Having both gives you a front-to-back dimension: instruments with more short reverb feel close. Instruments with more long reverb feel distant. The contrast creates depth.
The Haas Effect and Reverb
Chapter 21 introduced the Haas effect — very short delays (1-30 ms) that create stereo width without a distinct echo. Reverb and the Haas effect are deeply connected: the early reflections in any reverb are short delays arriving from different directions. The Haas effect is what gives reverb its spatial character in the first milliseconds before the diffuse tail takes over.
You can use this connection deliberately: a short pre-delay on a reverb creates a Haas-like separation between the dry signal and the reverb onset. This is one reason pre-delay is so powerful — it’s not just delaying the reverb, it’s engaging the precedence effect, anchoring the dry sound in the center while the reverb blooms around it.
Sidechain Reverb
Signal flow: dry vocal sidechains compressor on reverb return. Reverb ducks during vocal, blooms in gaps.
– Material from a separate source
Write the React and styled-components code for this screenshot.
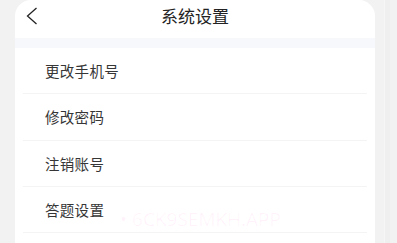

Mixing is all about economy. Everything should have a purpose, nothing extemporaneous.
What to Practice
- Set up a send/return reverb and EQ it. Create a plate reverb on a return track, 100% wet. Add an EQ after the reverb: high-pass at 300 Hz, low-pass at 8 kHz. Send a vocal to it. A/B the EQ’d reverb vs the unprocessed reverb — notice how the filtered version sits behind the mix while the unfiltered version competes with it.
- Adjust predelay. Start with 0 ms predelay and a medium decay. Listen to how the vocal blurs into the reverb. Now add 20 ms of predelay. Hear how the vocal’s consonants and transients come forward while the reverb fills in behind them. This is one of the biggest improvements you can make to a reverb sound.
- Set up two reverbs. Create a short room (1.0s decay) and a long plate (2.5s decay). Send the snare to the short reverb for presence. Send the vocal to the long reverb for depth. Listen to how the two different reverb lengths create a sense of front-to-back space.
- Compare reverb types. Run the same signal through a room, plate, hall, and spring reverb with similar decay times. Listen to the character differences — the plate’s shimmer, the hall’s grandeur, the spring’s bounce, the room’s naturalness. Each tells a different spatial story.